Berat, sungguh teramat berat tantangan yang harus dihadapi Muslim dan Ros dalam memperjuangkan cinta mereka. Tapi, bak kata pepatah jua " Badai pasti berlalu ". Seberat-beratnya persoalan tentu ada jalan keluarnya.
Berkat permintaan Muslim yang meminta agar nilai uang japuiknya diturunkan serta kesediaan keluarga kedua belah pihak yang sepakat memulai lagi rundingan, akhirnya tercapai jualah kata sepakat. Dan pernikahan antara Muslim dan Ros pun akhirnya bisa dilangsungkan.
Secara umum film Salisiah Adaik ini cukup menarik untuk diikuti. Apalagi tema yang diangkat cukup krusial, yakni tentang perbenturan adat. Jalinan ceritanya yang tak jauh dari kisah-kisah keseharian membuat film ini mudah untuk dicerna.
Selain itu, pemilihan serting cerita dengan menampilkan situasi ranah Minang zaman dahulu yang belum banyak tersentuh pengaruh dunia modern, serta penggunaan bahasa Minang dengan dialek khas Pariaman dan Payakumbuh sebagai bahasa pengantar memberi pengalaman tersendiri saat  menikmati film ini.
Satu hal yang menjadi catatan adalah bahwa penggalian materi terlihat kurang mendalam.

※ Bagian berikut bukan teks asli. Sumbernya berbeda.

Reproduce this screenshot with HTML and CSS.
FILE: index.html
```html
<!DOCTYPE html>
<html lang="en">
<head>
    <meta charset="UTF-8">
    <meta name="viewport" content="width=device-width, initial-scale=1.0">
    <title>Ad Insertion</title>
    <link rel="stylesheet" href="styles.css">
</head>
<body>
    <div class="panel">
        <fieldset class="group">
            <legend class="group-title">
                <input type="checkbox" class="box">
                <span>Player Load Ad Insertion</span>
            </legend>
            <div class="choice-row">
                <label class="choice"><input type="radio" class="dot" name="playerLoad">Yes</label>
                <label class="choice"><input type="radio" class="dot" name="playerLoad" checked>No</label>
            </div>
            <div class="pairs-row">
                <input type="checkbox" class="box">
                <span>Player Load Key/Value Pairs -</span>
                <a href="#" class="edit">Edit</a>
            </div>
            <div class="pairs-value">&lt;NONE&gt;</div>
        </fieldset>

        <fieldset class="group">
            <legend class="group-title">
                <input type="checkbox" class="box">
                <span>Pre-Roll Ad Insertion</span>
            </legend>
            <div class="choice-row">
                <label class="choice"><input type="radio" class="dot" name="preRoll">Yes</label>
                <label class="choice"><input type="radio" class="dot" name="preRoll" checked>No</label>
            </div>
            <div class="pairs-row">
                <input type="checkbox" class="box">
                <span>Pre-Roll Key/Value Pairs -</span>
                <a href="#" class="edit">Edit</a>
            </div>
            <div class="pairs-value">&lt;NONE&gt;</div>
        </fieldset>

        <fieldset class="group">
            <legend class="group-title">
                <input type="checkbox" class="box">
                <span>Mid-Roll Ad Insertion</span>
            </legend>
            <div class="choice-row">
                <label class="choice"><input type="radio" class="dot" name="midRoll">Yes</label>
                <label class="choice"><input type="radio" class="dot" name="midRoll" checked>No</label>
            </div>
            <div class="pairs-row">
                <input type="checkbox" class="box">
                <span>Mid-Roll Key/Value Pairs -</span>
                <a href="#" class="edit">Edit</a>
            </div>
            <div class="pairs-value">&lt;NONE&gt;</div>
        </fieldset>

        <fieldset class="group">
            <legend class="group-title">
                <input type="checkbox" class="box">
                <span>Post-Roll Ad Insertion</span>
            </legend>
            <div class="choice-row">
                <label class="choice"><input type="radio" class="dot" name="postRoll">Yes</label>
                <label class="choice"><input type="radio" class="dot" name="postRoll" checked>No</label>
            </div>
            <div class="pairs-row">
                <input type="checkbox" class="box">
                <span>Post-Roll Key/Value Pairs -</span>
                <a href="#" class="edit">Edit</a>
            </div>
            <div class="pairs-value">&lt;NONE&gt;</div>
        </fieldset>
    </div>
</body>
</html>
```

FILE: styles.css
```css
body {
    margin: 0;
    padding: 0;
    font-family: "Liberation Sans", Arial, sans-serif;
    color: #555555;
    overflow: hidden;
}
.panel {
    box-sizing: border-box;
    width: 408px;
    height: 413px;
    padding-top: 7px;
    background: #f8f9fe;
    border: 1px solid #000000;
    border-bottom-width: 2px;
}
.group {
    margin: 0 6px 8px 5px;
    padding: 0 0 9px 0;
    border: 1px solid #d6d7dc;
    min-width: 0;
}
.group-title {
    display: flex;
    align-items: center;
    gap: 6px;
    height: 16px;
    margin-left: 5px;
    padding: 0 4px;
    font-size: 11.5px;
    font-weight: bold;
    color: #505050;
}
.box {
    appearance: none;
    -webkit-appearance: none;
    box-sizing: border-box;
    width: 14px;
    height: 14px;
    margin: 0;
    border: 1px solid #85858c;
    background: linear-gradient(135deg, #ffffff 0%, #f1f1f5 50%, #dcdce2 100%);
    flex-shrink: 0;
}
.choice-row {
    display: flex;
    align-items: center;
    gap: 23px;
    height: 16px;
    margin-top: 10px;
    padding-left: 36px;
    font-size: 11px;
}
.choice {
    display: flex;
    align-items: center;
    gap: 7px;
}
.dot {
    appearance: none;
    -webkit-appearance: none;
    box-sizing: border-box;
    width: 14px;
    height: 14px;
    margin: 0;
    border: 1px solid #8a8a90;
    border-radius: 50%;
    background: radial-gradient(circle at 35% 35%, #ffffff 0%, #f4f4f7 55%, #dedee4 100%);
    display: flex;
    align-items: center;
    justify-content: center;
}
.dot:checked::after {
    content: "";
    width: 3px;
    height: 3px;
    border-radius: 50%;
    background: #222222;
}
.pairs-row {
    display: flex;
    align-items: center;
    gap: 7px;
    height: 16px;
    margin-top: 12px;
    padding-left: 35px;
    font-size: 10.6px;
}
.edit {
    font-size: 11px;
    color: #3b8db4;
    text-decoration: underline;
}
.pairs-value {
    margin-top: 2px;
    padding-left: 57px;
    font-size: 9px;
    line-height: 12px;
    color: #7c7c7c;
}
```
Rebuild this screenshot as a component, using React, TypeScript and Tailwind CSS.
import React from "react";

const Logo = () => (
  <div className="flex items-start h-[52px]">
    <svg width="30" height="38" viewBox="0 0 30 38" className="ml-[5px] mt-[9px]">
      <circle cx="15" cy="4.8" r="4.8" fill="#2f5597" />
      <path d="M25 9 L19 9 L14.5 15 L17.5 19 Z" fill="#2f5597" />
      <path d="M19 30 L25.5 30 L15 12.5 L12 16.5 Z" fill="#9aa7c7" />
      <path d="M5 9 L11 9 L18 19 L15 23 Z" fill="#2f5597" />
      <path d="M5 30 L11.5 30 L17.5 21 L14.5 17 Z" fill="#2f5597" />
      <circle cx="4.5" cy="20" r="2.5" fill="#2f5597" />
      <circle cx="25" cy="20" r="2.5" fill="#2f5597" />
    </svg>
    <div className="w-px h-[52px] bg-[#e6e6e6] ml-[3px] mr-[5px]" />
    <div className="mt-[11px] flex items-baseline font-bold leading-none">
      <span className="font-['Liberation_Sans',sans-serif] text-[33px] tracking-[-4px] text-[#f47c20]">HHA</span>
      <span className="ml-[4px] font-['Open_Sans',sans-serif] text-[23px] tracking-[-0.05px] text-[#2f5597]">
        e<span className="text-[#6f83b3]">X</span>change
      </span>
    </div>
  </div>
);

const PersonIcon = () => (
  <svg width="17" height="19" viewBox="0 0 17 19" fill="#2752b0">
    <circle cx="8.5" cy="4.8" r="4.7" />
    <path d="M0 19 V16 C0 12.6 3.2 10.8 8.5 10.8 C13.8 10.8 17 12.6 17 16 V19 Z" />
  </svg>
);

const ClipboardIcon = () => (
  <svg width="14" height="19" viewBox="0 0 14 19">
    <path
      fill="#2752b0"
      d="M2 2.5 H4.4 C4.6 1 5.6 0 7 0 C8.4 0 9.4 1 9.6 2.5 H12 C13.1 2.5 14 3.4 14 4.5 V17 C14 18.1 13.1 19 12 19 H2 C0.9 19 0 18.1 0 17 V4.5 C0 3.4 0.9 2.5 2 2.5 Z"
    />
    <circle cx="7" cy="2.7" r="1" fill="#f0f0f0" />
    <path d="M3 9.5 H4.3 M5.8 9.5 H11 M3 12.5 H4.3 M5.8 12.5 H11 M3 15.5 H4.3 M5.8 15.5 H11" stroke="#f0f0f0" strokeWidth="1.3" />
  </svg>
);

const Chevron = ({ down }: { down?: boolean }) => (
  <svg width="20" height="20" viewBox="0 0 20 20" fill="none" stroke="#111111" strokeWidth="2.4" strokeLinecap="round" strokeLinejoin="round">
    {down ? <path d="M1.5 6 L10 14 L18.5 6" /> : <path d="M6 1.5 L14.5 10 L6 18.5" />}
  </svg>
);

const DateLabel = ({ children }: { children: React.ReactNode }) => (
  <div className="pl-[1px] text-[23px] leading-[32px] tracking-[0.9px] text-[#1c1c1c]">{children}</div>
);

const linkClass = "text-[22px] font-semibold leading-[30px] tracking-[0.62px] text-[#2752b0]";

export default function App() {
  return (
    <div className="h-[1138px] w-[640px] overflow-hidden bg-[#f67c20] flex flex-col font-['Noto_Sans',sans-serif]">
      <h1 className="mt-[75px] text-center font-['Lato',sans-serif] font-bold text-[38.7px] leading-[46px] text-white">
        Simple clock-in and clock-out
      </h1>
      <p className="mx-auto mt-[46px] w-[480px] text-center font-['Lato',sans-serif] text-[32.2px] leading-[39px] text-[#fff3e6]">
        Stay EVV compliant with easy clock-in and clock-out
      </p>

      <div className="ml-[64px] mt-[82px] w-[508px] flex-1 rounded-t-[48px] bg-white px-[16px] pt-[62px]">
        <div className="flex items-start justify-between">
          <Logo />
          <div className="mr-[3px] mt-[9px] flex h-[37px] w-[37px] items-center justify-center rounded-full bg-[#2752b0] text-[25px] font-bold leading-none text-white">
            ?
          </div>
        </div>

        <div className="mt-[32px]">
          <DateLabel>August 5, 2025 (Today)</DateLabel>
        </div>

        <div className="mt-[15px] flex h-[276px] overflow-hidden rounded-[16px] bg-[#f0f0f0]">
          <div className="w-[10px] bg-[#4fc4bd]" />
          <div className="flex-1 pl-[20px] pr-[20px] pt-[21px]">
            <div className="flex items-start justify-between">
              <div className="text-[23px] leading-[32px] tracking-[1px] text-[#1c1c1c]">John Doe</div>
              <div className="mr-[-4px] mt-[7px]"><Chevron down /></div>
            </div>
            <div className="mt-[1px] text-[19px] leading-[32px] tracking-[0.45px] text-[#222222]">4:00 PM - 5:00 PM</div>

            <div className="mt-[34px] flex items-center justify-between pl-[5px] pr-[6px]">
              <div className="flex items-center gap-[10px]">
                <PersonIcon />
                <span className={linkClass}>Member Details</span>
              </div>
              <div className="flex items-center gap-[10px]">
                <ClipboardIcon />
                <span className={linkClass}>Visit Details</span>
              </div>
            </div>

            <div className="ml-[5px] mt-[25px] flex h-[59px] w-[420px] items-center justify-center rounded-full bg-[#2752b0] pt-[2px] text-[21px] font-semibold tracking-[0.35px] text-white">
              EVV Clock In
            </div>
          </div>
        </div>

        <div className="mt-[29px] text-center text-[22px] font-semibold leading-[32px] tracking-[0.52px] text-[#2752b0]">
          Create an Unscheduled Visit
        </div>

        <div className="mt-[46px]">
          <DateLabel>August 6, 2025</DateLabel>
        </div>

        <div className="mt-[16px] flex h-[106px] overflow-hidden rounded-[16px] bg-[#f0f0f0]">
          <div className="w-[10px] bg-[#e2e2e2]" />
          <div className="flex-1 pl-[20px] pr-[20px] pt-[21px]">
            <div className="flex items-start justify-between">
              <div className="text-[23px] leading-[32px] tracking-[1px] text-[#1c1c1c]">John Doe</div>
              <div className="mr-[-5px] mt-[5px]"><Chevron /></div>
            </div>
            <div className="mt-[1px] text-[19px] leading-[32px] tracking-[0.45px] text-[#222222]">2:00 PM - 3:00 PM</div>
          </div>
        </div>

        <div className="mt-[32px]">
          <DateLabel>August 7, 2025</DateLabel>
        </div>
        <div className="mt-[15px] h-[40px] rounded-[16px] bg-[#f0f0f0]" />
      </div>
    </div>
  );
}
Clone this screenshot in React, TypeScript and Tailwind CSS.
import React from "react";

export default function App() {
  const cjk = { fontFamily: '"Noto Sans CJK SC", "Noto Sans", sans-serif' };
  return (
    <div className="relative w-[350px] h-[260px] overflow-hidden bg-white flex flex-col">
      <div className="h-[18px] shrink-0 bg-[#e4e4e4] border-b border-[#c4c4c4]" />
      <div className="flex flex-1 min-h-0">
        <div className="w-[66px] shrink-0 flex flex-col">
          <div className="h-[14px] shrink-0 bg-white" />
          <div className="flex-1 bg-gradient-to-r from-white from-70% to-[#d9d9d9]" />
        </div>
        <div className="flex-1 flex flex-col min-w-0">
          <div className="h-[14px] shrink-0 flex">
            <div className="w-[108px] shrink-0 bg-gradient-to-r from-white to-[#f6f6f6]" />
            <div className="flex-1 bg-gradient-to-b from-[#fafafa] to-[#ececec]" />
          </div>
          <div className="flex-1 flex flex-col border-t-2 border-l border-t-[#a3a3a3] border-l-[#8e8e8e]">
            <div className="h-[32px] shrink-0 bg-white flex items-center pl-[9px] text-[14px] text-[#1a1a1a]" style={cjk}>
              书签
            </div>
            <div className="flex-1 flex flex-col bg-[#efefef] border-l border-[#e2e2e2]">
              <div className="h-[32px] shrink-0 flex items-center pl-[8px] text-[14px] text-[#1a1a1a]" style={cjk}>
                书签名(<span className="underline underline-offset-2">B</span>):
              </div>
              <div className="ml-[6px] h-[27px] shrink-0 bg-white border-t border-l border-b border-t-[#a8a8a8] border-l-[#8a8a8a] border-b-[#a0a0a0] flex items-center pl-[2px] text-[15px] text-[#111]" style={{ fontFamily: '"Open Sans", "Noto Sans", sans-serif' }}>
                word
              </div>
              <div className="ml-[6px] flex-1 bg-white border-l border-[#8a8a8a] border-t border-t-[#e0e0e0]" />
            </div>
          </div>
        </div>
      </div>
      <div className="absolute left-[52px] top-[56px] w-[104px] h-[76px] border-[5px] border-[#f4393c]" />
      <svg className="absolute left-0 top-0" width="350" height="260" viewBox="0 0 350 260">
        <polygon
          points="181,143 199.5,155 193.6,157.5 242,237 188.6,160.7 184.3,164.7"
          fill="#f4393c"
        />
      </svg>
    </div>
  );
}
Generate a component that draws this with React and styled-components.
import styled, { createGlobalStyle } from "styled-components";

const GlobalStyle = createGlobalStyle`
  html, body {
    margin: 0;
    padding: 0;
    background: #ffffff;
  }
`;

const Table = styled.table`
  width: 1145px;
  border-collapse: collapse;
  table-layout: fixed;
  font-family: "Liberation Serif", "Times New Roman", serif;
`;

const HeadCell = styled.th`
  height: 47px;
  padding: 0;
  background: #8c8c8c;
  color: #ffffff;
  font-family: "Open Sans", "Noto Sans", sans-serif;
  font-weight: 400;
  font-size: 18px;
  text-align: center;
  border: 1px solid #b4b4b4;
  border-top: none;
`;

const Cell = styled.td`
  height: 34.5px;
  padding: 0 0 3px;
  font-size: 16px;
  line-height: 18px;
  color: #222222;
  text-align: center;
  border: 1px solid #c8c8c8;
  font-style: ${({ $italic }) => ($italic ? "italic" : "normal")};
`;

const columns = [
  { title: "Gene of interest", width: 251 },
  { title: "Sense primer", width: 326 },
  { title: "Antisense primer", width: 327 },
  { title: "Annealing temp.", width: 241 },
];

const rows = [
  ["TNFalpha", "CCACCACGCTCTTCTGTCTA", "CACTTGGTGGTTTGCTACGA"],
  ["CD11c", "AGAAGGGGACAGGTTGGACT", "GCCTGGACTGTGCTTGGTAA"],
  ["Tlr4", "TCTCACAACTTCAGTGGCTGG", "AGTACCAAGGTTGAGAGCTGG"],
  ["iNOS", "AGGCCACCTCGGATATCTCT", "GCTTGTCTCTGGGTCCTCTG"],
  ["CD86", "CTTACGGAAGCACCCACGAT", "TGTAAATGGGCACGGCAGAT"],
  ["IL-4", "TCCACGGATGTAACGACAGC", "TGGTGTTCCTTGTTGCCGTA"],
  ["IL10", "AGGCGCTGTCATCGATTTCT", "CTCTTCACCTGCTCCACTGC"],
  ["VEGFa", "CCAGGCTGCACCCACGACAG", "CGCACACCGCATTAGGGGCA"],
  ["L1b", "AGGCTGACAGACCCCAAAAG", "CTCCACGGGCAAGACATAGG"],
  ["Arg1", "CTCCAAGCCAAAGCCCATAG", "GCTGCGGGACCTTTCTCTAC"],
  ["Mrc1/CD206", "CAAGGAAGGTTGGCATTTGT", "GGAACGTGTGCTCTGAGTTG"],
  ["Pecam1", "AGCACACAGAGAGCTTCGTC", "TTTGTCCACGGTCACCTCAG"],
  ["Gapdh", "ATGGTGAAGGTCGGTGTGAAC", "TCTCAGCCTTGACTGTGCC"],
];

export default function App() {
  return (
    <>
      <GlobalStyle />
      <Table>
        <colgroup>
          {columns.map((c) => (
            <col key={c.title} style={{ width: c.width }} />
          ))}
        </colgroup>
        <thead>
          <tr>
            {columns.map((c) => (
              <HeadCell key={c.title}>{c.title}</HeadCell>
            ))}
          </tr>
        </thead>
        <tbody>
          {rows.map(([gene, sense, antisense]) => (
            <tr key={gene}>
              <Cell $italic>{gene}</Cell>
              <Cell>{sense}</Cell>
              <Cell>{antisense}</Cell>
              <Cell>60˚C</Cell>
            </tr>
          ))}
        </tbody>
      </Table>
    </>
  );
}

Khususnya dalam penciptaan konflik. Terkesan biasa-biasa saja. Tak terlihat adanya intrik-intrik yang bisa mengaduk-aduk emosi penonton.
Padahal sejatinya ada  momen yang bisa digarap untuk menciptakan konflik yang lebih serius sebagai pengejawantahan dari  perdebatan " salisiah adaik " sesuai tema film ini.
Ya, dalam prosesi pinang meminang antara keluarga Muslim dengan keluarga Ros diatas sebenarnya bisa dibuat suasana yang lebih dramatis dimana kedua belah pihak dibuat untuk saling tarik ulur dan sedikit bersitegang dulu sebelum kemudian membuat kesepakatan.
Setidaknya, dengan sedikit sentuhan konflik yang lebih dramatis, akan memberi kesan tersendiri dan menjadi pengingat bagi orang-orang akan film ini.
Terlepas dari kelebihan dan kekurangannya , kita patut memberi apresiasi untuk film bergenre drama ini. Kita juga perlu berterima kasih pada Ferdinand Almi sebagai sutradara film yang telah berusaha menampilkan salah satu sisi menarik dari budaya Minang yang mungkin saja tak banyak diketahui banyak orang. Sebuah tradisi yang walaupun menimbulkan kontradiksi, namun masih dipertahankan oleh orang-orang  Minang hingga saat ini.